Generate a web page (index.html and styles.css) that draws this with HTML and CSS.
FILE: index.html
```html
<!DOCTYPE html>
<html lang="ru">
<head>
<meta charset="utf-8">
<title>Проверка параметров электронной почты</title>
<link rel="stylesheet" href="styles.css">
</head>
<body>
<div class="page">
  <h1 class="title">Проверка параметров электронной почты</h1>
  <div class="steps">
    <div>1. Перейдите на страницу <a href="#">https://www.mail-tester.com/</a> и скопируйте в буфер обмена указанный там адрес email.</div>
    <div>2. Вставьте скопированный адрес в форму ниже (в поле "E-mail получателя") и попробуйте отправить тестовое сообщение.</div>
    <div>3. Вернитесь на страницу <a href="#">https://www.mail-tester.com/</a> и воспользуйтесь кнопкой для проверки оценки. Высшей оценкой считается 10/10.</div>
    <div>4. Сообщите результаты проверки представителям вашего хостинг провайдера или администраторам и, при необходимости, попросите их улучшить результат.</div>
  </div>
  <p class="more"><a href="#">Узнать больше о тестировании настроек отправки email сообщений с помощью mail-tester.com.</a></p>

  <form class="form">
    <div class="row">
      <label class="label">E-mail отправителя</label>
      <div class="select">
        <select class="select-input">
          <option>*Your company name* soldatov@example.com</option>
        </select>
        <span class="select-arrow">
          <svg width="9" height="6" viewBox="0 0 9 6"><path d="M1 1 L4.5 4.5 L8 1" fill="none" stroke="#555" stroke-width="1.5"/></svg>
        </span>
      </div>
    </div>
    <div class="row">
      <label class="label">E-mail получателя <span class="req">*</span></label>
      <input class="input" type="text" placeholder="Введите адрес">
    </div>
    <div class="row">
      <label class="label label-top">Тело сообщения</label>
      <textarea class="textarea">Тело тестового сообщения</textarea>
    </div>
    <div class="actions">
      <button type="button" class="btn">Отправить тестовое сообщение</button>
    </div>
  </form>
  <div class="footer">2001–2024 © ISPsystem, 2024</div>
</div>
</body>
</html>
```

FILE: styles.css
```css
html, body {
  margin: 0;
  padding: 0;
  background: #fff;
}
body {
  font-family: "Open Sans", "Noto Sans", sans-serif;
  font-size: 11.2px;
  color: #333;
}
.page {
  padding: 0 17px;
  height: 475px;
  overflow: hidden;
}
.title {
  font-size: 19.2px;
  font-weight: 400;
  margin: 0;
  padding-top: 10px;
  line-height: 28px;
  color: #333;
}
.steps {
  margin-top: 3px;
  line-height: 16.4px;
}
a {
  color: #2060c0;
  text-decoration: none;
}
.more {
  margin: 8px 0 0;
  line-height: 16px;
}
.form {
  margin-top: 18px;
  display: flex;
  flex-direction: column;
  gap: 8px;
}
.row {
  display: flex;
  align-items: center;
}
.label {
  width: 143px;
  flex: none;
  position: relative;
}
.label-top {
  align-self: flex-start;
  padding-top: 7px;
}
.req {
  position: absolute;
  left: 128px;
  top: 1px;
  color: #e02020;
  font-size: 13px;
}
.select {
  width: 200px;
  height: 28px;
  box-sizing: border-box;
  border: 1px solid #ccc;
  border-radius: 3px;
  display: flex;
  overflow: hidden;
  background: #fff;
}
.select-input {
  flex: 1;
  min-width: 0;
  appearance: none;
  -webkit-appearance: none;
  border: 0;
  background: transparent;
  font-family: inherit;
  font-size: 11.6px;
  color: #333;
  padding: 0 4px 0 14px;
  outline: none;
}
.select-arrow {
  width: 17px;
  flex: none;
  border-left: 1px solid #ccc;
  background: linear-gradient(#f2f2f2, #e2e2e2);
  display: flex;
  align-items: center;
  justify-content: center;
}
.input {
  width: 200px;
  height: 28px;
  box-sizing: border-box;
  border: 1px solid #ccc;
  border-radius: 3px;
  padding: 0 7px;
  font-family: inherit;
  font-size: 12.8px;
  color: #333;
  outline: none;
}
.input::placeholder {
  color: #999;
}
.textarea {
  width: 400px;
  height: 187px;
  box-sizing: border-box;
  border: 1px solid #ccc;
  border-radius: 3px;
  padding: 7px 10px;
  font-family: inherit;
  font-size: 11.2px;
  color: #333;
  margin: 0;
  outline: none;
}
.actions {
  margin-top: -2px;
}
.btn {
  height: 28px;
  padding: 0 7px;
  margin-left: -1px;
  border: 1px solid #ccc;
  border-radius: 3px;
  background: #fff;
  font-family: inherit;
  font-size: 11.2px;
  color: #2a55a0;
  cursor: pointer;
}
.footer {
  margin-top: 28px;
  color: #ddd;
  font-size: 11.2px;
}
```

◇ ◇ ◇

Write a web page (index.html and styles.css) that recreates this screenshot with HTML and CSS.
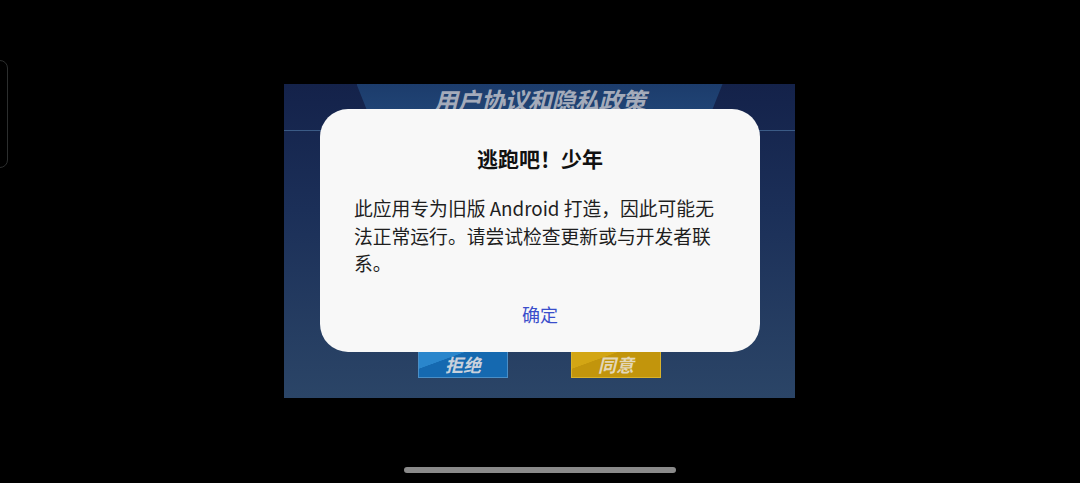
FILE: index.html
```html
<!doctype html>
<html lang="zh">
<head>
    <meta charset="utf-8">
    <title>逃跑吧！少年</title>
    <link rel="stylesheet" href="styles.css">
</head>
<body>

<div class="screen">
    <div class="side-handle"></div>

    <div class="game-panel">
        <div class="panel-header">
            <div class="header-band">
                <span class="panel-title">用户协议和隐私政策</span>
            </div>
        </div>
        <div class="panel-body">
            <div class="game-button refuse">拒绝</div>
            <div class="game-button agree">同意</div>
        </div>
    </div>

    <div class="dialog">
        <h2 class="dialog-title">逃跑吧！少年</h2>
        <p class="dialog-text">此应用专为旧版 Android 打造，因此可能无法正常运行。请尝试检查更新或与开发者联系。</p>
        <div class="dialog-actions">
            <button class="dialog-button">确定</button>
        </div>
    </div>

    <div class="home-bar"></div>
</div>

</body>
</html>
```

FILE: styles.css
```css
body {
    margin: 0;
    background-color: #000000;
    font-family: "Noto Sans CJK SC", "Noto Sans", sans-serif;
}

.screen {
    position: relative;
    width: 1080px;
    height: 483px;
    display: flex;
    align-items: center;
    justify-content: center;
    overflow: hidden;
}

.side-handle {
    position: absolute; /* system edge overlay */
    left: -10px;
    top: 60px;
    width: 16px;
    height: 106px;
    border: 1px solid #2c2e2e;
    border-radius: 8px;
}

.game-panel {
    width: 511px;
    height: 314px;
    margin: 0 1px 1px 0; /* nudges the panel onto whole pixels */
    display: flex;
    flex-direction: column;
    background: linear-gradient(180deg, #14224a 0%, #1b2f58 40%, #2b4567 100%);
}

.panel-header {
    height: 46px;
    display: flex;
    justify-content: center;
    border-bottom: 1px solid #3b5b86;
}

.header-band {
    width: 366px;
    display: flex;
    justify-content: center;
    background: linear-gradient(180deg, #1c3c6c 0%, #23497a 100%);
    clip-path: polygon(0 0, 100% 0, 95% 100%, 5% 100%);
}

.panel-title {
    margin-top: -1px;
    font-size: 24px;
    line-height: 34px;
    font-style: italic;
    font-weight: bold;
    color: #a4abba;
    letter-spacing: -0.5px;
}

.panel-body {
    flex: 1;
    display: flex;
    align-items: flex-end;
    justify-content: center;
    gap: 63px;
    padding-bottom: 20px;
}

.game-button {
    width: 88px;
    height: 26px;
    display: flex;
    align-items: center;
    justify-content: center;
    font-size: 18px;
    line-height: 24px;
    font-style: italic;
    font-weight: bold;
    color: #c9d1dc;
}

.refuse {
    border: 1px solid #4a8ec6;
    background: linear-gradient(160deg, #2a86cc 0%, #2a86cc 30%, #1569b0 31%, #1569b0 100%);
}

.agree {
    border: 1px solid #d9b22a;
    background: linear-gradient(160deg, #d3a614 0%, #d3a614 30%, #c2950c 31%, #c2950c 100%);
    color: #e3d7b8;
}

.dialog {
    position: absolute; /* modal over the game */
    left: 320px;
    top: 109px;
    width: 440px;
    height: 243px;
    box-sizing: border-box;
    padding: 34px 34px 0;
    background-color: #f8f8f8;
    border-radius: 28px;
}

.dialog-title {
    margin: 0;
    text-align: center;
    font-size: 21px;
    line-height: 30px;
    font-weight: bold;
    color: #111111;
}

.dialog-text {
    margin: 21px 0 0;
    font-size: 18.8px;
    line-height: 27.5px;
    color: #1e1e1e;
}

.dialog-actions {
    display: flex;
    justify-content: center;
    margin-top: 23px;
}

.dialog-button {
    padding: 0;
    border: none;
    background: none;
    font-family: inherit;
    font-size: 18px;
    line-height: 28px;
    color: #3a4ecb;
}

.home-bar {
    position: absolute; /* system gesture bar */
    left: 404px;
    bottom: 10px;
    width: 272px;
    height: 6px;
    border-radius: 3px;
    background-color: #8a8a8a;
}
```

◇ ◇ ◇

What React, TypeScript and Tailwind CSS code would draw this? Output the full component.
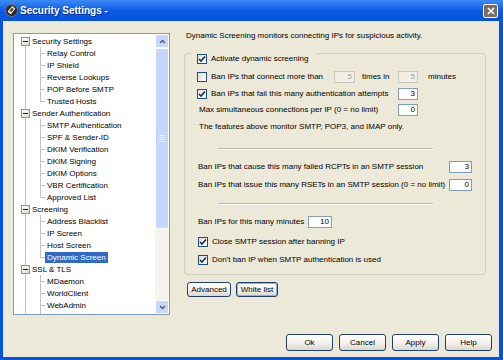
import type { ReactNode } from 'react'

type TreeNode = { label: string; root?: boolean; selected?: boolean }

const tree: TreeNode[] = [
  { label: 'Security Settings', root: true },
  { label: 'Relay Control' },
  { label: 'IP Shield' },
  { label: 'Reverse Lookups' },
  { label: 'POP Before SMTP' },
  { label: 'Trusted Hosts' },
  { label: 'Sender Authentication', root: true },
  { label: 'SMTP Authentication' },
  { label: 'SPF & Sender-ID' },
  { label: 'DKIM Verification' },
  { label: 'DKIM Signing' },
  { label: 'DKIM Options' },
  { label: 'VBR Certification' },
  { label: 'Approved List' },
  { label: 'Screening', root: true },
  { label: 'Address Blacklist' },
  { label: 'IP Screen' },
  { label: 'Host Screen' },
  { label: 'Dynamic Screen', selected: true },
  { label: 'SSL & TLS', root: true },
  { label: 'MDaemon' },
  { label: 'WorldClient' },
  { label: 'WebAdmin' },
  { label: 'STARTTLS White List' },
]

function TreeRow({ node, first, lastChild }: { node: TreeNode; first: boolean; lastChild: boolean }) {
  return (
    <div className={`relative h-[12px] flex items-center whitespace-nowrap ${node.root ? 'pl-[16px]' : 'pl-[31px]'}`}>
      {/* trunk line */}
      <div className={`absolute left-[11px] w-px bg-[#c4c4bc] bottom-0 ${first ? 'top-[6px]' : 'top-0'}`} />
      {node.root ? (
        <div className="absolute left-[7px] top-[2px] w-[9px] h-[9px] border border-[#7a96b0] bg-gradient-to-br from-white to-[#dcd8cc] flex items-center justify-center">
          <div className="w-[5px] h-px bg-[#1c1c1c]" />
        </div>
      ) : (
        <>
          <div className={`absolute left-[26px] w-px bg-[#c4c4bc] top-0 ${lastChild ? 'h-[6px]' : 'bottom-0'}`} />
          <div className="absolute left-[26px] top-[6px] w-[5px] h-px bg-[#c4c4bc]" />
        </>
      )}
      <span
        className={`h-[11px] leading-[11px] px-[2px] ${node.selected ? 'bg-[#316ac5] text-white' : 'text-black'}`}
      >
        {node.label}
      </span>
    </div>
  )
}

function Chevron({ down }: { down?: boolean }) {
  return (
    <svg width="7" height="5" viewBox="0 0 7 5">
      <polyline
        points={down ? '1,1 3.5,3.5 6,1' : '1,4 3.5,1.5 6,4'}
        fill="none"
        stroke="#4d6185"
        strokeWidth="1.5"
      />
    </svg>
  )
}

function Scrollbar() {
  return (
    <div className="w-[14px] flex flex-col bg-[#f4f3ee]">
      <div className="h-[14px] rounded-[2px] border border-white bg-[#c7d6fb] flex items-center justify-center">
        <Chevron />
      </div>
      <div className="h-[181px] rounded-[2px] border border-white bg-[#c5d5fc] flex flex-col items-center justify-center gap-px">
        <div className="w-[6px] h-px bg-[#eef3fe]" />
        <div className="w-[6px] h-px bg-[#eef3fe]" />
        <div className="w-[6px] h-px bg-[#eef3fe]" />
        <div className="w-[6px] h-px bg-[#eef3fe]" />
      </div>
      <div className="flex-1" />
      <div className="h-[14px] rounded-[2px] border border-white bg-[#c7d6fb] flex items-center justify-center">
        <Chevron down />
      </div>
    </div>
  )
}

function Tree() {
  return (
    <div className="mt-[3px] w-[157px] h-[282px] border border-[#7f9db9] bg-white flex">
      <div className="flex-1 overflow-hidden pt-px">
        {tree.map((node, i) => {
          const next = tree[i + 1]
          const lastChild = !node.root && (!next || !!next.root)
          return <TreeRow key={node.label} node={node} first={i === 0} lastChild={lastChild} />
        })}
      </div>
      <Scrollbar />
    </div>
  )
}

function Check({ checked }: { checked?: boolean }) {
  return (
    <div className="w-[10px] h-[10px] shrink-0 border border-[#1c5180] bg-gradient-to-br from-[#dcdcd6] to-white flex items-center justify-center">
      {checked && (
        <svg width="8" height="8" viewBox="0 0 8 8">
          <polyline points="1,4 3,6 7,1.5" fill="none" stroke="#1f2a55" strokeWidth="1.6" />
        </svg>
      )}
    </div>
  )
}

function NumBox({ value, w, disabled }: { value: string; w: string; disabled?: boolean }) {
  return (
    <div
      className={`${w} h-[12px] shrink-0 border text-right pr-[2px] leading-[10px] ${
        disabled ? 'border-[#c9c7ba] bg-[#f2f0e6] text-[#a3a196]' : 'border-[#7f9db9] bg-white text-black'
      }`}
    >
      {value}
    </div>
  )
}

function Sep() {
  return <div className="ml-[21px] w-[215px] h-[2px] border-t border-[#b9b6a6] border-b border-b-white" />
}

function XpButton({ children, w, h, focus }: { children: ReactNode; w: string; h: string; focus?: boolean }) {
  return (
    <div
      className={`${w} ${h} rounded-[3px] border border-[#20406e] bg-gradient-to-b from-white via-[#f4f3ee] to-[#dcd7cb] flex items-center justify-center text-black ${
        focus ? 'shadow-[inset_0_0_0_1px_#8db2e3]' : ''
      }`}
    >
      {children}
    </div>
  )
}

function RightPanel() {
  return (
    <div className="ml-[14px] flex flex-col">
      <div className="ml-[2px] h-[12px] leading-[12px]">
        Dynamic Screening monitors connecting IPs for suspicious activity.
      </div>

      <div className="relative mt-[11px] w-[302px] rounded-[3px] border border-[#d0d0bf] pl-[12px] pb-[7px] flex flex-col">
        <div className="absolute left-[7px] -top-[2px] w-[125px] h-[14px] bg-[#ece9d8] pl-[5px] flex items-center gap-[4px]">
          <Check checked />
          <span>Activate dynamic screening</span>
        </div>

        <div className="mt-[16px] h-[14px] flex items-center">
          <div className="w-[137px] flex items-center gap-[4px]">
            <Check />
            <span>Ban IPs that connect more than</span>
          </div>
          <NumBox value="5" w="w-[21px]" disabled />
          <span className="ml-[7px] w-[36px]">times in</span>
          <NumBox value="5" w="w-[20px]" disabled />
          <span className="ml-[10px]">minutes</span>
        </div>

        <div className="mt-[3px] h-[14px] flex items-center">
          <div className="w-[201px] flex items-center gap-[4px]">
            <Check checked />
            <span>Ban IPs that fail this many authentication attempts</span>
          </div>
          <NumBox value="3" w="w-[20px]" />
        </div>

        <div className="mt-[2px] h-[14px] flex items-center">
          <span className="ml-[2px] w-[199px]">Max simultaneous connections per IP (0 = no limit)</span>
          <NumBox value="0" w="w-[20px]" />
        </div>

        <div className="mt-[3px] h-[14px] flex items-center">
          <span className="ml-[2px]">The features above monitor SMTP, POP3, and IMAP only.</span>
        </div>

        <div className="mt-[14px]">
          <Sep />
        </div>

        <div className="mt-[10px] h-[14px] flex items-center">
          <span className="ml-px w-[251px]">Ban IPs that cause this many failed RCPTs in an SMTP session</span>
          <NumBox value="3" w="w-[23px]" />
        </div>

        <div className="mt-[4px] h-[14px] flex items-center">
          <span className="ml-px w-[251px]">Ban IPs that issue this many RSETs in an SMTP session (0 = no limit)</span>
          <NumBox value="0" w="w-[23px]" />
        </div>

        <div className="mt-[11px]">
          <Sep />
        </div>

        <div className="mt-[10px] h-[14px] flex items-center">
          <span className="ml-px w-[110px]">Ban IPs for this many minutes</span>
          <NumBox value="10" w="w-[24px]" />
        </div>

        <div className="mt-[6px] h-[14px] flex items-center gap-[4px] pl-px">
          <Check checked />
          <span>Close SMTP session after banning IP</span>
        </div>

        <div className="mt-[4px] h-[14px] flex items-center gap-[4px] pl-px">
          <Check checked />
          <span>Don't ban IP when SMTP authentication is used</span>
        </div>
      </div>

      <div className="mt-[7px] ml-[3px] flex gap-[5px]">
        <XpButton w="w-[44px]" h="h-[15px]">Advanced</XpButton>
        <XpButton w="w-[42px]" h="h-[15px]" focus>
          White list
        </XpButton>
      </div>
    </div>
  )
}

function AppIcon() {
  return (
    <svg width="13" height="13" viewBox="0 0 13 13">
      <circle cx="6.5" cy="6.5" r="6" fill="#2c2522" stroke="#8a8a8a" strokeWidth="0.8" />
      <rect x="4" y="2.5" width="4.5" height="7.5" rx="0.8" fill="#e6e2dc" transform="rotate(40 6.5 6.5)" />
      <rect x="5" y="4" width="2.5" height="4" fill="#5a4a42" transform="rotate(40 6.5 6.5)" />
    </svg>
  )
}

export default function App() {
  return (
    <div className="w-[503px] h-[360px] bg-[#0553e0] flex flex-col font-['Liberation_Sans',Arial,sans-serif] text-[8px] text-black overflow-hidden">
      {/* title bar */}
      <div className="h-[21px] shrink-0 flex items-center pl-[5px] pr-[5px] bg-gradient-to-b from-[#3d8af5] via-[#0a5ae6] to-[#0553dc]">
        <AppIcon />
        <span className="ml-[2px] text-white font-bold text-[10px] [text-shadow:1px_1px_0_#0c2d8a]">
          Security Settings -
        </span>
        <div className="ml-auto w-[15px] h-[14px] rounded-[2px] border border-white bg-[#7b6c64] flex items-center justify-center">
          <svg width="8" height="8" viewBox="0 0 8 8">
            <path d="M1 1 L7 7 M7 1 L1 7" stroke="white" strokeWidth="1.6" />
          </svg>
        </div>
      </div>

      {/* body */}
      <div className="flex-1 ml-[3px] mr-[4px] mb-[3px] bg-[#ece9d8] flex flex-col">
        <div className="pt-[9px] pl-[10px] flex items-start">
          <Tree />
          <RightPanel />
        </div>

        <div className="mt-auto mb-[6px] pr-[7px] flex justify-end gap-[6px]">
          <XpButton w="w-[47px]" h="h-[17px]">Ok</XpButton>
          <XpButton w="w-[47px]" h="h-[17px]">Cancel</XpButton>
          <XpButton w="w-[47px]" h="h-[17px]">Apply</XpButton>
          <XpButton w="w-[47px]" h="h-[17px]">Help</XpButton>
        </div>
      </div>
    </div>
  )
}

◇ ◇ ◇

- _DIRECTIONS FOR THIS TASK_
Give the lines above again exactly, from the one containing "What React, TypeScript" to the one containing "string; root?: boolean;", both included, but leave out the pictures.

- _SOLUTION TO THE EXERCISE_
What React, TypeScript and Tailwind CSS code would draw this? Output the full component.
import type { ReactNode } from 'react'

type TreeNode = { label: string; root?: boolean; selected?: boolean }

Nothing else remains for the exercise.